=== What the task requires ===
Leaving out every picture, copy the lines of the data exactly, from the first through the line containing "bg-white border border-t-[#aca899]".

─── Supplied material ───

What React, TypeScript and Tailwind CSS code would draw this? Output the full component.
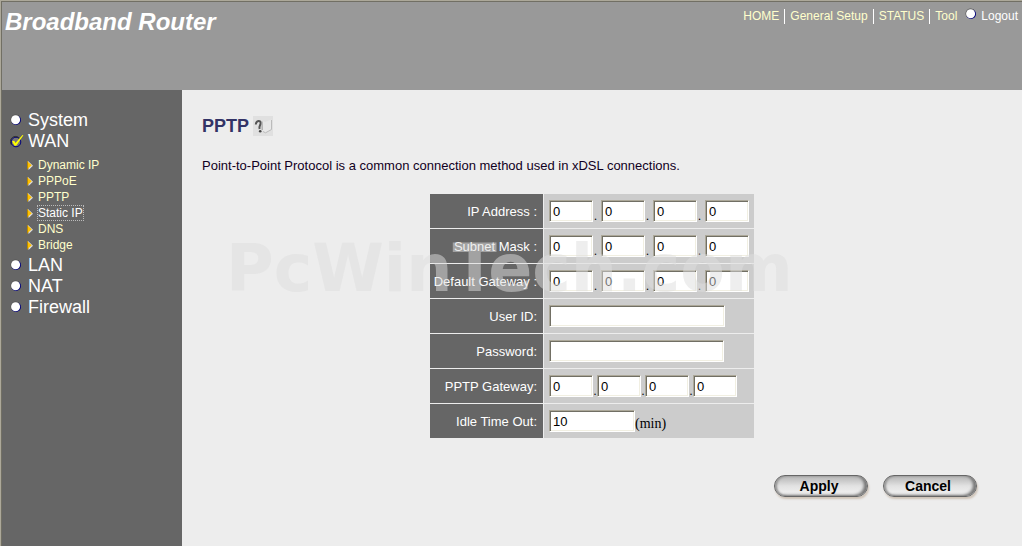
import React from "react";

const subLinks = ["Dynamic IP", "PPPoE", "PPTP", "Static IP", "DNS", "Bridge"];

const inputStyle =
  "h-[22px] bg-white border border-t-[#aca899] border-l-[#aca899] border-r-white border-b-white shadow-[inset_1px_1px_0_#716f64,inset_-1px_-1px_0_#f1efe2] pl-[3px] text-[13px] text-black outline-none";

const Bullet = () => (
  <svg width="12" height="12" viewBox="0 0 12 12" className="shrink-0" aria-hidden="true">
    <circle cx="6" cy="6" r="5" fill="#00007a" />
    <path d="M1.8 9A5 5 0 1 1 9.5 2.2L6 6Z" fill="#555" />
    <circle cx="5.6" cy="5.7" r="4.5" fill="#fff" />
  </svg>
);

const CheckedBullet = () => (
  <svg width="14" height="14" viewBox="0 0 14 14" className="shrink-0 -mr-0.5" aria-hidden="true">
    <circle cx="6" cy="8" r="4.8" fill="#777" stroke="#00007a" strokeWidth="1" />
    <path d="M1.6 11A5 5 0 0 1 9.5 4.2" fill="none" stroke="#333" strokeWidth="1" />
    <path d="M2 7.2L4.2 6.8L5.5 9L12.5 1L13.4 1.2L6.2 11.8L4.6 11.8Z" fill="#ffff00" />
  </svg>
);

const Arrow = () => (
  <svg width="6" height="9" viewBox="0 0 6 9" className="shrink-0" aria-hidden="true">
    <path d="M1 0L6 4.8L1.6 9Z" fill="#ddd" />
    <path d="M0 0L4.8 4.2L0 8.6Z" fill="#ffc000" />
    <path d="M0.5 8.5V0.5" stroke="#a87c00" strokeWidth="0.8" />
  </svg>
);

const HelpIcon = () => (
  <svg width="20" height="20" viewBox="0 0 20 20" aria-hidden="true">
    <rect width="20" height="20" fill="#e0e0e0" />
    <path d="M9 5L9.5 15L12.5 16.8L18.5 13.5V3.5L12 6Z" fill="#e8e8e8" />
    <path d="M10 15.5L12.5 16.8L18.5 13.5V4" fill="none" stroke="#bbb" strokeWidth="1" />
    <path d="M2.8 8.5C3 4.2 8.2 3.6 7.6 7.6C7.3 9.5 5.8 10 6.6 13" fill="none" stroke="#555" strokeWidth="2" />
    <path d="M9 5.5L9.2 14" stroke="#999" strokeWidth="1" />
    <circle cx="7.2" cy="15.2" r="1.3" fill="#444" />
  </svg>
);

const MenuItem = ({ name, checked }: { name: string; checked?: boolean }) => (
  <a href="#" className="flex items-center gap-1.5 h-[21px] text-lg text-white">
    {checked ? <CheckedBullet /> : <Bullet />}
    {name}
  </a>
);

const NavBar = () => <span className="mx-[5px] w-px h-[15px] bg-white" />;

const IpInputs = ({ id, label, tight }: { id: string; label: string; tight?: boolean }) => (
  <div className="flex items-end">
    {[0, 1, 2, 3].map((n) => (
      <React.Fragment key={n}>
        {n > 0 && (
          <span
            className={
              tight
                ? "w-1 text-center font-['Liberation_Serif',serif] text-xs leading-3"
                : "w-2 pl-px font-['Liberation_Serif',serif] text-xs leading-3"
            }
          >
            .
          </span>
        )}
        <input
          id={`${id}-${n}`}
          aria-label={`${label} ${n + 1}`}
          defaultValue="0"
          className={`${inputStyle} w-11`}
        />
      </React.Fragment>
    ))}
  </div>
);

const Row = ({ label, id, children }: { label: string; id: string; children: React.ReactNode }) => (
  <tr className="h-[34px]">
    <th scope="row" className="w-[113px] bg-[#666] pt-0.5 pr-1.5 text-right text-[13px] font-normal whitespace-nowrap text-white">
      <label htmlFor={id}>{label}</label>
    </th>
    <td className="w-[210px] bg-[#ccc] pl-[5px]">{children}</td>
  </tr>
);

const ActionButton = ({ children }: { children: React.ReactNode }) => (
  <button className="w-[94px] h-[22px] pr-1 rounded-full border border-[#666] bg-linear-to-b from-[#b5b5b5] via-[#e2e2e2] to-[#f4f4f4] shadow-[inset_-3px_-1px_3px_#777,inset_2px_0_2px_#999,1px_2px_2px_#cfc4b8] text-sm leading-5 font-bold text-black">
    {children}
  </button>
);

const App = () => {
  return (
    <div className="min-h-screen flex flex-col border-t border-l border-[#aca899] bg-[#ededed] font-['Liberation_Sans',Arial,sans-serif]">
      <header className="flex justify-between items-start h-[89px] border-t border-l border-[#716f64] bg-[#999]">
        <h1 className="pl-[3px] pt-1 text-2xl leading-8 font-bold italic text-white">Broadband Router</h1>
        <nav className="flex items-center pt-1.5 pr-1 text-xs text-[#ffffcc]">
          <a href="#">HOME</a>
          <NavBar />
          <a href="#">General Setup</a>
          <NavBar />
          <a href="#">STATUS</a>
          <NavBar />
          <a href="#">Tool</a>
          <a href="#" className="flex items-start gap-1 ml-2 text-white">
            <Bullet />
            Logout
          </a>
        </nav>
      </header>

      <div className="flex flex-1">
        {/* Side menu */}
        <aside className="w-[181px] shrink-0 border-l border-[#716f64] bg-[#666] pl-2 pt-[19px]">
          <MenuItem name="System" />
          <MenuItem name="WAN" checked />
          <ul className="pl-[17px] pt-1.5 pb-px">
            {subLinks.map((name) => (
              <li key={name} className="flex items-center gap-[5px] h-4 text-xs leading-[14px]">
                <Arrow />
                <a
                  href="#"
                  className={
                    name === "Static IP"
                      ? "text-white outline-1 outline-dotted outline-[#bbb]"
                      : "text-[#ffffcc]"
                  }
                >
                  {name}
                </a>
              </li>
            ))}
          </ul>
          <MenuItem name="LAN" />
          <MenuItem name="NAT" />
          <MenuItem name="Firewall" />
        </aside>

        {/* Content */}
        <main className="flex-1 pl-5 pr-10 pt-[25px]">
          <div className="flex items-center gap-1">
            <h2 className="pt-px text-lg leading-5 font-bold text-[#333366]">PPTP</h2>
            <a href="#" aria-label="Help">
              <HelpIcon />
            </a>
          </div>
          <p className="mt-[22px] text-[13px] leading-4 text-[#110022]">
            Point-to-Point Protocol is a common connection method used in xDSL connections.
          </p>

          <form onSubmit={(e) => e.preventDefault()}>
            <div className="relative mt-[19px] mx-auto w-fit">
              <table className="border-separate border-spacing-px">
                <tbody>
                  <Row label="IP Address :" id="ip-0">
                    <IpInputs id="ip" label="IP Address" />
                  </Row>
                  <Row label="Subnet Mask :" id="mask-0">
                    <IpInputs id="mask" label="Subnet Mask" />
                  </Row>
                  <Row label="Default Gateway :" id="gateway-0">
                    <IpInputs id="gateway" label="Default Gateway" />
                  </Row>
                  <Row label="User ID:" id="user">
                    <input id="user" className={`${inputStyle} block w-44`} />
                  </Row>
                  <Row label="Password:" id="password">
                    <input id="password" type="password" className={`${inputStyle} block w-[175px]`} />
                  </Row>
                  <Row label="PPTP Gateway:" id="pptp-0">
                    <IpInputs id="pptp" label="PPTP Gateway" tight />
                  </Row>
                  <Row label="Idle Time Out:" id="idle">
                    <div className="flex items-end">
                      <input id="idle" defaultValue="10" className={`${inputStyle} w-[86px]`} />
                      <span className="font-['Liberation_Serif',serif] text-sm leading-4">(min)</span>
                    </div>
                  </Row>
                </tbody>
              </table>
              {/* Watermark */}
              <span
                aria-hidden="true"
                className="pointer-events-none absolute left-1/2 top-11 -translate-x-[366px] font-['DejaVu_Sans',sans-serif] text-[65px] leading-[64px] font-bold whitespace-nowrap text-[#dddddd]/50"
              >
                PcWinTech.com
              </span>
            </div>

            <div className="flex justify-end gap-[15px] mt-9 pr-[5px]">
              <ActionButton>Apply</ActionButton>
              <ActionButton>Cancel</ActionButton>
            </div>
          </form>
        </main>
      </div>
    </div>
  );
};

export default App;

───

=== Expected output ===
What React, TypeScript and Tailwind CSS code would draw this? Output the full component.
import React from "react";

const subLinks = ["Dynamic IP", "PPPoE", "PPTP", "Static IP", "DNS", "Bridge"];

const inputStyle =
  "h-[22px] bg-white border border-t-[#aca899] border-l-[#aca899] border-r-white border-b-white shadow-[inset_1px_1px_0_#716f64,inset_-1px_-1px_0_#f1efe2] pl-[3px] text-[13px] text-black outline-none";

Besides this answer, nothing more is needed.